While the city backed off most of its special rates demands, it continues to want the co-op to establish a special bulk rate for the city with regard to street lighting. LCEC’s position remains that the “city will pay the same street light rate available to every other municipal customer” in LCEC’s Public Service Commission-approved service area.

Cost basis equity remains at the heart of LCEC’s position. While appreciative of the Council For Progress’s effort, Ryan said the co-op cannot accept the recommended terms that tread on LCEC’s service-area wide business model. The utility is a not-for-profit member co-op with its own elected board vested with the duty to serve all of its member customers equally and cannot agree to terms that would impede that core value, she said.

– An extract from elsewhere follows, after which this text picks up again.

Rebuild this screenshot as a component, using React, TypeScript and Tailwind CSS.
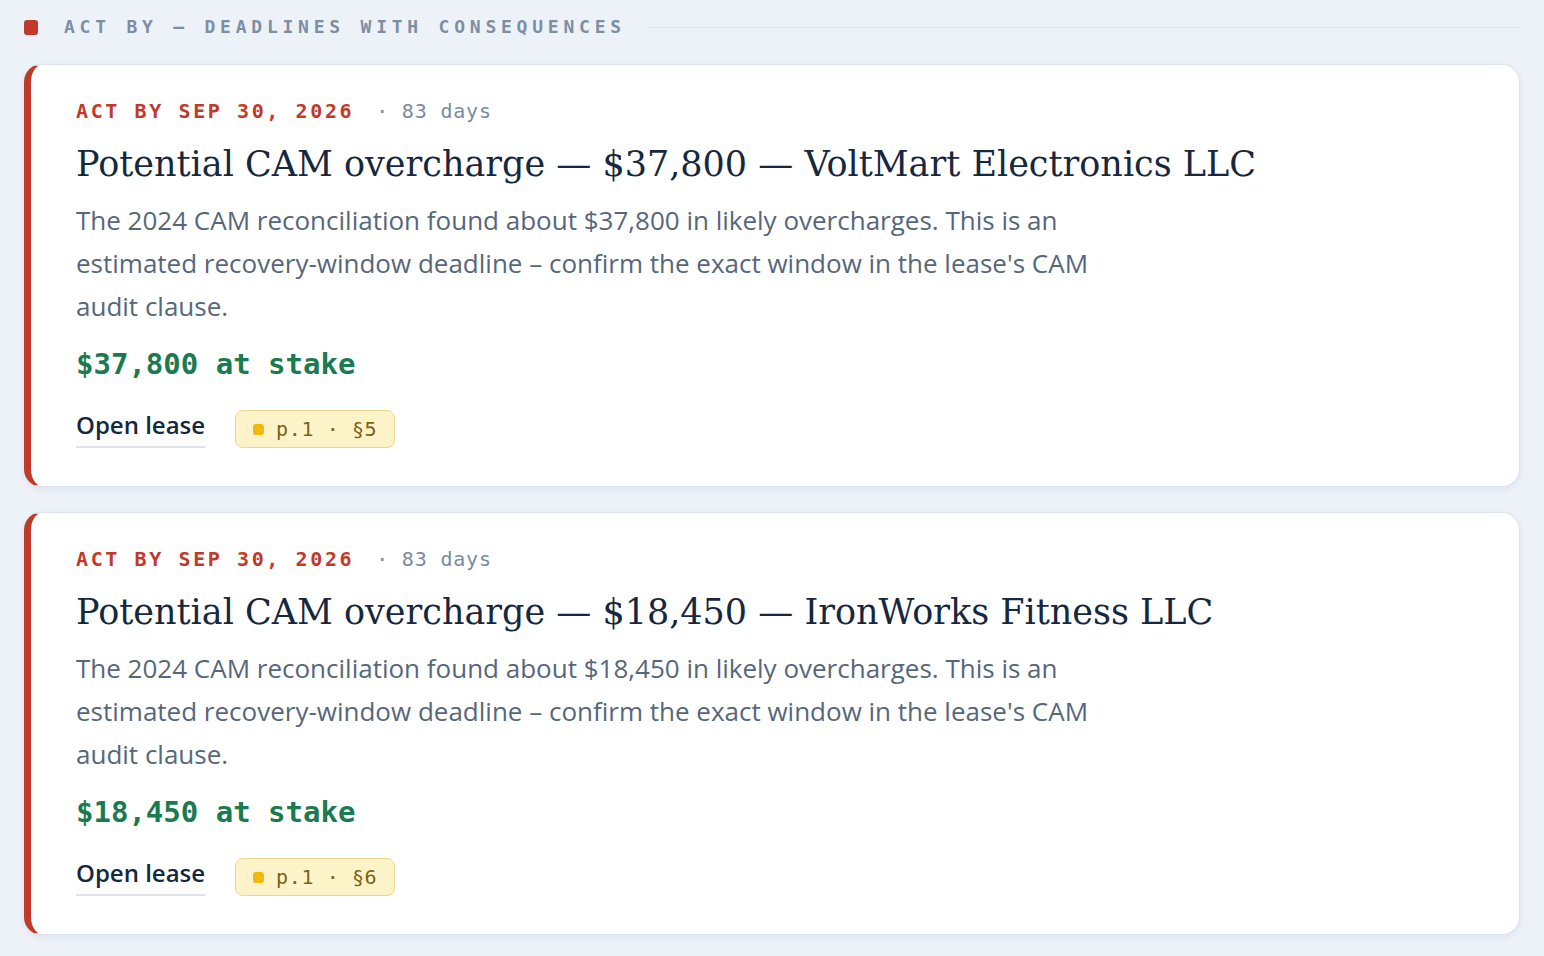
import React from "react";

type Deadline = {
  amount: string;
  tenant: string;
  section: string;
};

const items: Deadline[] = [
  { amount: "$37,800", tenant: "VoltMart Electronics LLC", section: "§5" },
  { amount: "$18,450", tenant: "IronWorks Fitness LLC", section: "§6" },
];

const mono = { fontFamily: '"DejaVu Sans Mono", "Liberation Mono", monospace' };
const serif = { fontFamily: '"DejaVu Serif", "Liberation Serif", serif' };
const sans = { fontFamily: '"Open Sans", Lato, sans-serif' };

function DeadlineCard({ d }: { d: Deadline }) {
  return (
    <div className="rounded-[18px] border border-[#dde3ec] border-l-[7px] border-l-[#c0392b] bg-white pl-[45px] pr-10 pt-[31px] pb-[38px] shadow-[0_2px_6px_rgba(30,50,80,0.08)]">
      <div className="flex items-baseline text-[20px] leading-[30px]" style={mono}>
        <span className="font-bold tracking-[0.13em] text-[#c0392b]">ACT BY SEP 30, 2026</span>
        <span className="ml-[22px] tracking-[0.04em] text-[#7b8ba0]">· 83 days</span>
      </div>
      <h2 className="mt-[15px] text-[35px] leading-[46px] text-[#16283d]" style={serif}>
        Potential CAM overcharge — {d.amount} — {d.tenant}
      </h2>
      <p className="mt-[12px] max-w-[1060px] text-[26px] leading-[43px] text-[#56677c]" style={sans}>
        {`The 2024 CAM reconciliation found about ${d.amount} in likely overcharges. This is an estimated recovery-window deadline – confirm the exact window in the lease's CAM audit clause.`}
      </p>
      <div className="mt-[16px] text-[29px] font-bold leading-[40px] text-[#1a7a50]" style={mono}>
        {d.amount} at stake
      </div>
      <div className="mt-[26px] flex items-center gap-[30px]">
        <span
          className="border-b-2 border-[#e0e4ea] pb-[6px] text-[24px] font-semibold leading-[30px] text-[#16283d]"
          style={sans}
        >
          Open lease
        </span>
        <span
          className="flex h-[38px] items-center gap-[12px] rounded-[8px] border border-[#ecd88a] bg-[#fdf3c8] pl-[17px] pr-[17px] text-[20px] tracking-[0.03em] text-[#7a6215]"
          style={mono}
        >
          <span className="h-[11px] w-[11px] rounded-[3px] bg-[#f0b90b]" />
          p.1 · {d.section}
        </span>
      </div>
    </div>
  );
}

export default function App() {
  return (
    <div className="min-h-[956px] bg-[#edf2f9] px-[24px] pt-[14px] pb-[20px]">
      <div className="flex items-center">
        <span className="h-[15px] w-[14px] rounded-[3px] bg-[#c0392b]" />
        <span
          className="ml-[26px] text-[18px] font-bold leading-[26px] tracking-[0.265em] text-[#7d8ea3]"
          style={mono}
        >
          ACT BY — DEADLINES WITH CONSEQUENCES
        </span>
        <span className="ml-[22px] h-px flex-1 bg-[#dfe6ef]" />
      </div>
      <div className="mt-[24px] flex flex-col gap-[25px]">
        {items.map((d) => (
          <DeadlineCard key={d.tenant} d={d} />
        ))}
      </div>
    </div>
  );
}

“The Council for Progress representatives made an effort to help us reach an agreement and we thank them for their time,” Ryan said. “The CFP Task Force and City Staff do not have the advantage of having managed a large electric utility. Some of their positions would require us to turn over financial and operational control of the electric system to the City while remaining accountable for serving our customers – no responsible business would agree to that.”

City staff is in the process of preparing an analysis of the terms and conditions in the LCEC tendered franchise and memorandum of understanding drafts. To be examined are items the city maintains were added or deleted “outside the scope” of the prepared City of Cape Coral LCEC Franchise Agreement Term Sheet dated as of Sept 7.

All three parties also say they are willing to meet again.

“I think the city has asked for another meeting and Brian and I have both agreed to facilitate that meeting,” Mazurkiewicz said.

He was asked whether he thought such a meeting might be moot.

“I hope it’s not,” he said. “That may be wishful thinking because of the eight months we have put into it. We have come so far; there are just a couple of major issues.”

As of Thursday morning, LCEC officials said they had not been approached as to a possible date but would be willing to meet again with the city and the Council for Progress.